As the Republican National Convention opened Monday, Georgia’s two GOP senators delivered similar messages. David Perdue told skeptics of Donald Trump to “get over it.” And Johnny Isakson exhorted Georgians to “volunteer for the Army of America” and stump for Trump.

Usually, top Republicans don’t have to exhort activists at a convention to rally behind their party’s candidate. But this is no typical election, and Trump is no typical candidate. His supporters talk in sweeping terms of revolution and upheaval; his detractors worry he’s nothing short of a disaster.

Most of Georgia’s delegation has united behind Trump – only one delegate has said publicly that he would not support the candidate — but the two senators were among Republican leaders who worry that tepid support for Trump could turn Georgia into a battleground state and risk Isakson’s re-election bid.

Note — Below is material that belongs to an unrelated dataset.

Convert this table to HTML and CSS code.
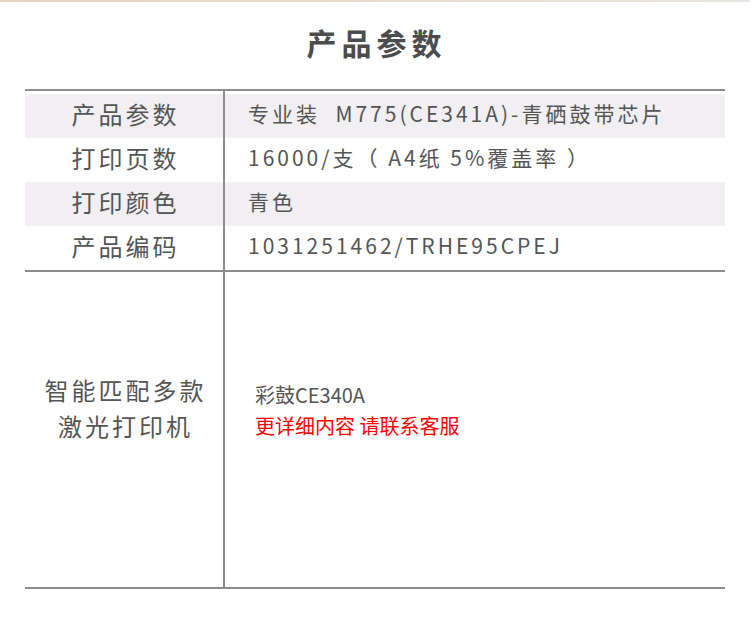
FILE: index.html
```html
<!DOCTYPE html>
<html lang="zh-CN">
<head>
<meta charset="utf-8">
<title>产品参数</title>
<link rel="stylesheet" href="styles.css">
</head>
<body>
<div class="page">
  <div class="top-strip"></div>
  <h1 class="title">产品参数</h1>
  <div class="sheet">
    <div class="specs">
      <div class="row shade">
        <div class="key">产品参数</div>
        <div class="val">专业装&nbsp;&nbsp;M775(CE341A)-青硒鼓带芯片</div>
      </div>
      <div class="row">
        <div class="key">打印页数</div>
        <div class="val">16000/支（ A4纸 5%覆盖率 ）</div>
      </div>
      <div class="row shade">
        <div class="key">打印颜色</div>
        <div class="val">青色</div>
      </div>
      <div class="row">
        <div class="key">产品编码</div>
        <div class="val">1031251462/TRHE95CPEJ</div>
      </div>
    </div>
    <div class="compat">
      <div class="ckey">智能匹配多款<br>激光打印机</div>
      <div class="cval">
        <div>彩鼓CE340A</div>
        <div class="red">更详细内容 请联系客服</div>
      </div>
    </div>
  </div>
</div>
</body>
</html>
```

FILE: styles.css
```css
html, body {
  margin: 0;
  padding: 0;
  background: #ffffff;
}

body {
  font-family: "Noto Sans CJK SC", "Noto Sans", sans-serif;
  color: #555555;
}

.page {
  width: 752px;
}

.top-strip {
  width: 750px;
  height: 2px;
  background: linear-gradient(to right, #e8d4bf 0%, #eadbcb 45%, #e9e6e1 100%);
}

.title {
  margin: 0;
  padding-top: 22px;
  padding-left: 1px;
  height: 65px;
  box-sizing: content-box;
  text-align: center;
  font-size: 30px;
  line-height: 36px;
  font-weight: 700;
  letter-spacing: 5px;
  color: #4c4c4c;
}

.sheet {
  margin-left: 25px;
  width: 700px;
}

.specs {
  border-top: 2px solid #8c8c8c;
  border-bottom: 2px solid #8c8c8c;
  padding-top: 3px;
  position: relative;
}

.specs::before {
  content: "";
  position: absolute;
  left: 198px;
  top: 0;
  width: 2px;
  height: 3px;
  background: #8c8c8c;
}

.row {
  display: grid;
  grid-template-columns: 200px 1fr;
  height: 44px;
  align-items: stretch;
}

.row.shade {
  background: #f1eff2;
}

.key {
  border-right: 2px solid #8c8c8c;
  display: flex;
  align-items: center;
  justify-content: center;
  font-size: 24px;
  letter-spacing: 3px;
  padding-left: 3px;
  padding-bottom: 6px;
}

.val {
  display: flex;
  align-items: center;
  padding-left: 23px;
  padding-bottom: 6px;
  font-size: 21px;
  letter-spacing: 3px;
  white-space: nowrap;
}

.compat {
  display: grid;
  grid-template-columns: 200px 1fr;
  height: 315px;
  border-bottom: 2px solid #8c8c8c;
}

.ckey {
  border-right: 2px solid #8c8c8c;
  display: flex;
  align-items: center;
  justify-content: center;
  text-align: center;
  font-size: 24px;
  line-height: 36px;
  letter-spacing: 3px;
  padding-left: 3px;
  padding-bottom: 44px;
}

.cval {
  display: flex;
  flex-direction: column;
  justify-content: center;
  padding-left: 30px;
  padding-bottom: 40px;
  font-size: 20px;
  line-height: 31px;
}

.red {
  color: #ff0000;
}
```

“We’ve got to take Georgia out of play. We need to throw the hammer down and make sure we drive the early polls so we can help other states, like Pennsylvania and Ohio, that could be in play,” Perdue said. “This guy could win big. And I’ll tell you, if you want to do anything for conservative causes, you need to win big.”

Georgia is one of 17 states Trump’s campaign has targeted as must-wins to preserve his chance of taking the White House, and Republicans hope the united front prevents presumptive Democratic presidential nominee Hillary Clinton’s camp from competing in Georgia. While Democrats have high hopes of challenging Trump in Georgia, Clinton has yet to pour significant resources into the state.

Still, privately, many Georgia Republicans in Cleveland are looking beyond the presidential election, worried that a Trump defeat could upend the 2018 race for governor and other statewide offices. Perdue, an enthusiastic Trump supporter, urged Georgians to keep unity on their minds.

“I know what you’re thinking — he wasn’t my first choice, he wasn’t my second choice. But let me remind you: This is not a candidate to be embarrassed about,” he said. “And let me tell you why: We have an outsider. This isn’t something from the Washington establishment.”

And Isakson, who is running for a third term against Democrat Jim Barksdale and Libertarian Allen Buckley, cast the election in the stark but familiar terms. A Clinton victory would hand the reins of the U.S. Supreme Court to progressives and liberals, he said, and set conservative causes back decades.

“I’ve been in this game a long time. I’ve seen a lot of disunity. But I’ve never seen this country in as much dismay since 1980,” he said in an interview. “Ronald Reagan changed that, and we need the same type of change this year before it’s too late.”